Exercise directions :: Quote only the lines from the top of the listing below down to and including the line with "</expense-app>".

Dataset extract ::

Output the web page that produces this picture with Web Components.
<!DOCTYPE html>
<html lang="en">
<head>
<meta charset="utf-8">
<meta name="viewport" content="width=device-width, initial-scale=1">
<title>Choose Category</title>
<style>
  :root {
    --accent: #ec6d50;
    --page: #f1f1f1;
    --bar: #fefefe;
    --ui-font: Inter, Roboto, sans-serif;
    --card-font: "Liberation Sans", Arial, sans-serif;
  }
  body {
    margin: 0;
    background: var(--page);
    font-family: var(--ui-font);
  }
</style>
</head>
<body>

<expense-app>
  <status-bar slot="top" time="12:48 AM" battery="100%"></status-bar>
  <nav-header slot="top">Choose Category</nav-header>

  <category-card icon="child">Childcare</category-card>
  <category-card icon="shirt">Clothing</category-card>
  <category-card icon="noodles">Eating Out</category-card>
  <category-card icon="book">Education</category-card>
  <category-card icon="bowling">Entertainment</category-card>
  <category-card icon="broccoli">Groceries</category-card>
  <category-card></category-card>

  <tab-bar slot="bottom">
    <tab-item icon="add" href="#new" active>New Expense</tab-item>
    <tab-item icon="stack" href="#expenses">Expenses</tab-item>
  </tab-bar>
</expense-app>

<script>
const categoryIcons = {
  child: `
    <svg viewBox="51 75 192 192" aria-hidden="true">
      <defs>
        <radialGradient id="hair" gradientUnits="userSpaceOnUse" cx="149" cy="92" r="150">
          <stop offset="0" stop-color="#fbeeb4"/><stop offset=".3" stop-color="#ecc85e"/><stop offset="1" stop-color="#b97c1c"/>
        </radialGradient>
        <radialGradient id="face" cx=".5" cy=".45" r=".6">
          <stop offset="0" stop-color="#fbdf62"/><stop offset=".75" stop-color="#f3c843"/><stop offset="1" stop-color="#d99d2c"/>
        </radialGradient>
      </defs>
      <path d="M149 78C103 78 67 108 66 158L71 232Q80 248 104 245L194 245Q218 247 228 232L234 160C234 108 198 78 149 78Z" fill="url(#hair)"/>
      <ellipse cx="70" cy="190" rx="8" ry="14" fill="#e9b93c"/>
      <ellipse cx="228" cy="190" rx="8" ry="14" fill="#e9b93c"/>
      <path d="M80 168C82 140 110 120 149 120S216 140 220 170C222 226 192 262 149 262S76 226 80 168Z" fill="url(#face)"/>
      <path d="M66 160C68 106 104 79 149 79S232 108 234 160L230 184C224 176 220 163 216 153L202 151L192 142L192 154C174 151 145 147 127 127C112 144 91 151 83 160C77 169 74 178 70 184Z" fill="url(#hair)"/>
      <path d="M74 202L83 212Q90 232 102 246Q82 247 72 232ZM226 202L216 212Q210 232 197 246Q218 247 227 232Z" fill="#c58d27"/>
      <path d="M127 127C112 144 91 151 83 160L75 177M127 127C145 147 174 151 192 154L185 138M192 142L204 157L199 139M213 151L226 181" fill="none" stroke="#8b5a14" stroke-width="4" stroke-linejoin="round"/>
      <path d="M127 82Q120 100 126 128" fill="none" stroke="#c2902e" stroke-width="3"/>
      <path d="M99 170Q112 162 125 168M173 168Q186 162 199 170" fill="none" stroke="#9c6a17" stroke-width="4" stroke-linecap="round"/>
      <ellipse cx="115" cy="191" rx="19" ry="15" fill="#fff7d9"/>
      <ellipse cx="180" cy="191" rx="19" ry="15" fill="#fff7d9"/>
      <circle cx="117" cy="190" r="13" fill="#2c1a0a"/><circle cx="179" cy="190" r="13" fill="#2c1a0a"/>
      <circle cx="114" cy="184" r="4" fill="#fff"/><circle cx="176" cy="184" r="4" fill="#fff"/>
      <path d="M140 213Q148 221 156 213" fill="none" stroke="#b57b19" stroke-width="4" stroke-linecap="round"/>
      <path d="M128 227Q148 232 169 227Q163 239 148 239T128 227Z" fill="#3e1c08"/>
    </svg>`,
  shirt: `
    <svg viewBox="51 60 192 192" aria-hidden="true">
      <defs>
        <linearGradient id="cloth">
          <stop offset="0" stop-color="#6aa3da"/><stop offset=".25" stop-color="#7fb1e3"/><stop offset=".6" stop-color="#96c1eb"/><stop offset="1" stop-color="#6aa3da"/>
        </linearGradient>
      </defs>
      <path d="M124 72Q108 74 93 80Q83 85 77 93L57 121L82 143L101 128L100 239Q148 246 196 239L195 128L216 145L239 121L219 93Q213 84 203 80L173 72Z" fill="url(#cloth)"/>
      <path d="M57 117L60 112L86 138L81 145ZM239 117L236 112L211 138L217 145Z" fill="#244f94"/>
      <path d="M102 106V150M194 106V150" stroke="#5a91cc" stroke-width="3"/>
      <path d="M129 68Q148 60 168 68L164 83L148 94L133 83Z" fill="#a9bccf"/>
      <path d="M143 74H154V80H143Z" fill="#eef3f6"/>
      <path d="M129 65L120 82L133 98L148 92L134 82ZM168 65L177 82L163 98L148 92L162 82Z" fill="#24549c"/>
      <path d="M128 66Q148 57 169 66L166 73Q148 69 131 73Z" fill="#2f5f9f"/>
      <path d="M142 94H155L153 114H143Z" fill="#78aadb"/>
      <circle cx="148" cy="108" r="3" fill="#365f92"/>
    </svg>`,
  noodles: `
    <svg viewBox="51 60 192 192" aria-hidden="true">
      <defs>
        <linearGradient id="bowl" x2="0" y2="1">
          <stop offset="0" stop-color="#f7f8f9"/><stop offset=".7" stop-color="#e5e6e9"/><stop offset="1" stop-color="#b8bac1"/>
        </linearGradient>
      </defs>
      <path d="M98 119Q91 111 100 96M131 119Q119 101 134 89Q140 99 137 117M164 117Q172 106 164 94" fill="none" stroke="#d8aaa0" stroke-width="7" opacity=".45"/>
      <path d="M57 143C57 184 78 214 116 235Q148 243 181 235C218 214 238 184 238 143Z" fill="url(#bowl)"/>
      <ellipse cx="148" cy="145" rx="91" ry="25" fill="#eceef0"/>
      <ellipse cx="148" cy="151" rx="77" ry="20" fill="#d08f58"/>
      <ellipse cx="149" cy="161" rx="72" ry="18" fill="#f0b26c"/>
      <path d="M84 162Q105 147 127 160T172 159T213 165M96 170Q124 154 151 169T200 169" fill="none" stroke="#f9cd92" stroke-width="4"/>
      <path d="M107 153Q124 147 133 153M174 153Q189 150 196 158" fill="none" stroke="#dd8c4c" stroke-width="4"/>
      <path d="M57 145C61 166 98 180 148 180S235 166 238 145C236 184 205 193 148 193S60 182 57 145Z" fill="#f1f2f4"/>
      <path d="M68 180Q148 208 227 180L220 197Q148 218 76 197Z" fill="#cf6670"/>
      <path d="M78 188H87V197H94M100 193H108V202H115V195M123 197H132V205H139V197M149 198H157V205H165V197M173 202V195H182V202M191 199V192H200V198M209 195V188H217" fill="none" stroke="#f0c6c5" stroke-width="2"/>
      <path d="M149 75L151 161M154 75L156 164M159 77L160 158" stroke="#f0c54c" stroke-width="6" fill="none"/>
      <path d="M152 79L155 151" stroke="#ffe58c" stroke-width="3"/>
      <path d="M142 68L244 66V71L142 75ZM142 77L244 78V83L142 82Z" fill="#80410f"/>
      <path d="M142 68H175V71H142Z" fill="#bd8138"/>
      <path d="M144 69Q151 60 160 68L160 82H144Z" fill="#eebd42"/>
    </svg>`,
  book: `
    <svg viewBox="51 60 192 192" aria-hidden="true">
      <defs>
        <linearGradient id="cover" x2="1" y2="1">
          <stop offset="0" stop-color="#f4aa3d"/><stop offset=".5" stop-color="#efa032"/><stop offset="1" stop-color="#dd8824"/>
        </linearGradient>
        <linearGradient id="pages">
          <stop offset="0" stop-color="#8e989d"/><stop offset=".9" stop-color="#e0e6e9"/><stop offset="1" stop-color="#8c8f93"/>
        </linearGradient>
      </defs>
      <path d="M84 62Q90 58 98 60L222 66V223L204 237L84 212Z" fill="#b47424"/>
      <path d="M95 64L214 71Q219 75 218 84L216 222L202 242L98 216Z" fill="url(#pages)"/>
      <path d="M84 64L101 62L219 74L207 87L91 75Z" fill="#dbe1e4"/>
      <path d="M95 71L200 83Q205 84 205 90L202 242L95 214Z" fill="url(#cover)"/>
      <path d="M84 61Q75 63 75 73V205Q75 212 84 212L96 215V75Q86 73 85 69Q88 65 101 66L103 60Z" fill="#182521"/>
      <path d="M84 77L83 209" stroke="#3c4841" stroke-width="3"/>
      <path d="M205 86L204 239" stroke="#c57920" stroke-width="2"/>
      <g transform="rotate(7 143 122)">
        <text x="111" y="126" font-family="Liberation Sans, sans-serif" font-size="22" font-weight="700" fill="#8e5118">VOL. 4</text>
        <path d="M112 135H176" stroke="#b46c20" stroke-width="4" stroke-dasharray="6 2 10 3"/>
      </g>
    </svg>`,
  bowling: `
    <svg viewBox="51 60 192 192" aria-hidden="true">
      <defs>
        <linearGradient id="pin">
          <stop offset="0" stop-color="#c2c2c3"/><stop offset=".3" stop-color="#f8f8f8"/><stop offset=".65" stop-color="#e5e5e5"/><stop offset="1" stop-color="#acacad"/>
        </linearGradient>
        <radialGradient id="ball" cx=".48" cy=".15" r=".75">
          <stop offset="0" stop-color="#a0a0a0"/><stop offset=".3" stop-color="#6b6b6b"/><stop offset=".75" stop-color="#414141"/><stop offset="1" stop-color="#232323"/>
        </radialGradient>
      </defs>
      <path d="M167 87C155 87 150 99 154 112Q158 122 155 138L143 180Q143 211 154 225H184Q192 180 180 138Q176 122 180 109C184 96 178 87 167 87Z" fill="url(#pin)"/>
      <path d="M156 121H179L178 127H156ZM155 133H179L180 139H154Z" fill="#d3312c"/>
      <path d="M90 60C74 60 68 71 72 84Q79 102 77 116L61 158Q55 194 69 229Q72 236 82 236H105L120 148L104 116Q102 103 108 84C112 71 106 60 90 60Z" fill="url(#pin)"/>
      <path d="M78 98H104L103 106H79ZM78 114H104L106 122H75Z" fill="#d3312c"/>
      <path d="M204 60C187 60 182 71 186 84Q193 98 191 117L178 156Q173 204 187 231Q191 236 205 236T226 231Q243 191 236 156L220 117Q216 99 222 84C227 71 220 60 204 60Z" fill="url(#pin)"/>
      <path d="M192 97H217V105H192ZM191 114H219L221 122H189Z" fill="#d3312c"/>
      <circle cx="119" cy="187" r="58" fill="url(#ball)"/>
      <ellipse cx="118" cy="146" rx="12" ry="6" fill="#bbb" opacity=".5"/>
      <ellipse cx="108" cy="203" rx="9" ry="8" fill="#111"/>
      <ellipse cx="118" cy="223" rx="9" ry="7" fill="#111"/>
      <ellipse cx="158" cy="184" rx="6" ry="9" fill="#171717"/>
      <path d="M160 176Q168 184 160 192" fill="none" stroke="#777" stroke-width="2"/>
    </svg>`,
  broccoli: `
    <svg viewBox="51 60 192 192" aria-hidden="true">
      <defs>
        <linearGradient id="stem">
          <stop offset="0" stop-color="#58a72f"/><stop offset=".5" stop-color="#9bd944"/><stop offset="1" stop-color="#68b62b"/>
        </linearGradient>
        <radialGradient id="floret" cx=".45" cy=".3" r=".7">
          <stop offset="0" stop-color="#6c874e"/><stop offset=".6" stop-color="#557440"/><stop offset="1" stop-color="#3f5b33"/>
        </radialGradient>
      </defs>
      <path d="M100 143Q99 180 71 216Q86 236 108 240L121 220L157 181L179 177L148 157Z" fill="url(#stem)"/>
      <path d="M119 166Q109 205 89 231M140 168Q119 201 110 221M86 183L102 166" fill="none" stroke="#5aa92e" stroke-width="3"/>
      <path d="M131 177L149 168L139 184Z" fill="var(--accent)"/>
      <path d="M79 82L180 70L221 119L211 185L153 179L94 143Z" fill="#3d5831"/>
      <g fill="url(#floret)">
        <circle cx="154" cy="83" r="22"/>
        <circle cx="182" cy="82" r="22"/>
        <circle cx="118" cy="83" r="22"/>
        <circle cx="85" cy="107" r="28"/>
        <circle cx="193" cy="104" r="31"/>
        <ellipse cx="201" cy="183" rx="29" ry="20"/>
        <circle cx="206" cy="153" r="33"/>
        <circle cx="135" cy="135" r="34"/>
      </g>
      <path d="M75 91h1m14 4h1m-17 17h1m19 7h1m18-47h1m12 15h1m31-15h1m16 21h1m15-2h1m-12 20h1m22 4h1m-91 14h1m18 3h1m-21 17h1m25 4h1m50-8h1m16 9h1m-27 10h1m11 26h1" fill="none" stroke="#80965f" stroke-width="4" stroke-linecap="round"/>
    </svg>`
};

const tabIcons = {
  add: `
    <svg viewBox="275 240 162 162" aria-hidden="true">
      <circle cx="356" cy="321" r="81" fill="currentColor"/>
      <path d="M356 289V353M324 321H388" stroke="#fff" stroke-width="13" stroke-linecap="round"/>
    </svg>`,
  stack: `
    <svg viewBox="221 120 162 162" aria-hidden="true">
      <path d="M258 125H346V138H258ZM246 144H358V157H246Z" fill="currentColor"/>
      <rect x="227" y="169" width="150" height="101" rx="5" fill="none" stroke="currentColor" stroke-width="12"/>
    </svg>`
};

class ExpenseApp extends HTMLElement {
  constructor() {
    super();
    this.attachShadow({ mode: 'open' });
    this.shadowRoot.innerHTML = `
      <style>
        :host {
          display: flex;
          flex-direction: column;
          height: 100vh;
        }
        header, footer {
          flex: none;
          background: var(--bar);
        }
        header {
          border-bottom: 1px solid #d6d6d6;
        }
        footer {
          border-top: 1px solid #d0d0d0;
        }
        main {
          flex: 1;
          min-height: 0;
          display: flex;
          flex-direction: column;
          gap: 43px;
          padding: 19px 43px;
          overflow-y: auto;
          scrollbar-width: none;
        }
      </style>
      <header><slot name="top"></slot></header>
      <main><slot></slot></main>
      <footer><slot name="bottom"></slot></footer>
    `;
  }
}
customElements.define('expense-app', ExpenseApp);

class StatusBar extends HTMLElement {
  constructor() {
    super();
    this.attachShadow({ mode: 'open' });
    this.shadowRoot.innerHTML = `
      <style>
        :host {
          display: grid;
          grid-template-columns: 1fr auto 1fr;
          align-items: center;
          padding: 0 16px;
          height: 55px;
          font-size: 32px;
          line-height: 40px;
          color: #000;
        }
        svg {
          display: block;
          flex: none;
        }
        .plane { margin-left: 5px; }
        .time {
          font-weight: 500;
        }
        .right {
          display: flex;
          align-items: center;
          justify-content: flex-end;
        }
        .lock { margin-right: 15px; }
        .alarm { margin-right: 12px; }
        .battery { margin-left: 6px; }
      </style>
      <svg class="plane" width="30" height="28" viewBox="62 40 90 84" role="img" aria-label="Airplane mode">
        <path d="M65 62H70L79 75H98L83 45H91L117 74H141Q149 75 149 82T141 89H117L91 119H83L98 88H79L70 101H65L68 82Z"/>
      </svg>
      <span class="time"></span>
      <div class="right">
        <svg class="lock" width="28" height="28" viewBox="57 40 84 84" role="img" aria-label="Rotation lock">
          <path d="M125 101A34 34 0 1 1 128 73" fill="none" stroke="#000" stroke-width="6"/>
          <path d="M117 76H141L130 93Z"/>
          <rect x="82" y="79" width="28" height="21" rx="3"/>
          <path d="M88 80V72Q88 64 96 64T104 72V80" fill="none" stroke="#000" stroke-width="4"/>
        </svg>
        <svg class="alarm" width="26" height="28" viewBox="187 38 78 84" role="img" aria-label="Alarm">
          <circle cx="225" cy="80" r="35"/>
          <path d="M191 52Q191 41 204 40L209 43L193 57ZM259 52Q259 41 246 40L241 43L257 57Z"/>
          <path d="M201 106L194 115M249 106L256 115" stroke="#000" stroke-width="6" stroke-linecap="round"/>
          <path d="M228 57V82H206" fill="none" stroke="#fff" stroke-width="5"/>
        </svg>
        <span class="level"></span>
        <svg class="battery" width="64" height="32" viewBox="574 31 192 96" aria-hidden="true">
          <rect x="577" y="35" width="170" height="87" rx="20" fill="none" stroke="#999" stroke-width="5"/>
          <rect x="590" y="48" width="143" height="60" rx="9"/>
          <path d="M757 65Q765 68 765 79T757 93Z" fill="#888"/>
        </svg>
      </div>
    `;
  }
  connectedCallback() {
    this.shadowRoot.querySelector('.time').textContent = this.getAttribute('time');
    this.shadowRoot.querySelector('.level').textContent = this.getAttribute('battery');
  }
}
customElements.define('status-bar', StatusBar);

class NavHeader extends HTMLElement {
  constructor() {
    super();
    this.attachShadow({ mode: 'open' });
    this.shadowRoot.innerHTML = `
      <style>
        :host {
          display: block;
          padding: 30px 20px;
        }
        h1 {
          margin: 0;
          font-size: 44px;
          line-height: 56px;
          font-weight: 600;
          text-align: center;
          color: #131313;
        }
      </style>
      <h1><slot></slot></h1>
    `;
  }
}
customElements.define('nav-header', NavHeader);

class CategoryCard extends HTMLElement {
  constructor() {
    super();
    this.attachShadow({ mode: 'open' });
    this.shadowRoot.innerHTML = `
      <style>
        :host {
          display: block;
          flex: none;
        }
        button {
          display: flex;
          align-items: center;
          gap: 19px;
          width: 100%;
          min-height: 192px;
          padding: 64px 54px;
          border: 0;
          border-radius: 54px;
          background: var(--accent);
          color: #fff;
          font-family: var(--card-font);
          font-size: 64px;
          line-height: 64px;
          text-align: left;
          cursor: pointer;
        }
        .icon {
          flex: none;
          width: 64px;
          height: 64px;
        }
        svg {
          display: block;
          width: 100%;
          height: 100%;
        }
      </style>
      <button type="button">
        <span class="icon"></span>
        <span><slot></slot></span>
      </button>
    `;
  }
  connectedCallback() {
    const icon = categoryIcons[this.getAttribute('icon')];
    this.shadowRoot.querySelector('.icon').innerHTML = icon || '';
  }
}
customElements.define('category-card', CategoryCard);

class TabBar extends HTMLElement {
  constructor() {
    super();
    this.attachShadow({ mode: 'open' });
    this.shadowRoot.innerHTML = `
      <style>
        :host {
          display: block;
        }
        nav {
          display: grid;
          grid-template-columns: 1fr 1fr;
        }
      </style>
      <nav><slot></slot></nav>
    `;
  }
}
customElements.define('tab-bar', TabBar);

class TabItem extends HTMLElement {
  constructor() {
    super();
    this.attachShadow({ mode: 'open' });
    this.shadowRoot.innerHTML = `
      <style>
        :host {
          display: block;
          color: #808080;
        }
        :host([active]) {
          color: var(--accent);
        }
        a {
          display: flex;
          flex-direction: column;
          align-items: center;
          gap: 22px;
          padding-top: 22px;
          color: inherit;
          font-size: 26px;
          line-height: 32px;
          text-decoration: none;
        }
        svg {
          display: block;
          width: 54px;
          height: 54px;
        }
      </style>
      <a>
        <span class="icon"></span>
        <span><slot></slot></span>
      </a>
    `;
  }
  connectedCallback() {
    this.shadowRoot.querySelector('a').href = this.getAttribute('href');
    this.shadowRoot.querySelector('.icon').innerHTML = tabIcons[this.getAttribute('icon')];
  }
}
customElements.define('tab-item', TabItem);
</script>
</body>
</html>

Solution to this task ::
Output the web page that produces this picture with Web Components.
<!DOCTYPE html>
<html lang="en">
<head>
<meta charset="utf-8">
<meta name="viewport" content="width=device-width, initial-scale=1">
<title>Choose Category</title>
<style>
  :root {
    --accent: #ec6d50;
    --page: #f1f1f1;
    --bar: #fefefe;
    --ui-font: Inter, Roboto, sans-serif;
    --card-font: "Liberation Sans", Arial, sans-serif;
  }
  body {
    margin: 0;
    background: var(--page);
    font-family: var(--ui-font);
  }
</style>
</head>
<body>

<expense-app>
  <status-bar slot="top" time="12:48 AM" battery="100%"></status-bar>
  <nav-header slot="top">Choose Category</nav-header>

  <category-card icon="child">Childcare</category-card>
  <category-card icon="shirt">Clothing</category-card>
  <category-card icon="noodles">Eating Out</category-card>
  <category-card icon="book">Education</category-card>
  <category-card icon="bowling">Entertainment</category-card>
  <category-card icon="broccoli">Groceries</category-card>
  <category-card></category-card>

  <tab-bar slot="bottom">
    <tab-item icon="add" href="#new" active>New Expense</tab-item>
    <tab-item icon="stack" href="#expenses">Expenses</tab-item>
  </tab-bar>
</expense-app>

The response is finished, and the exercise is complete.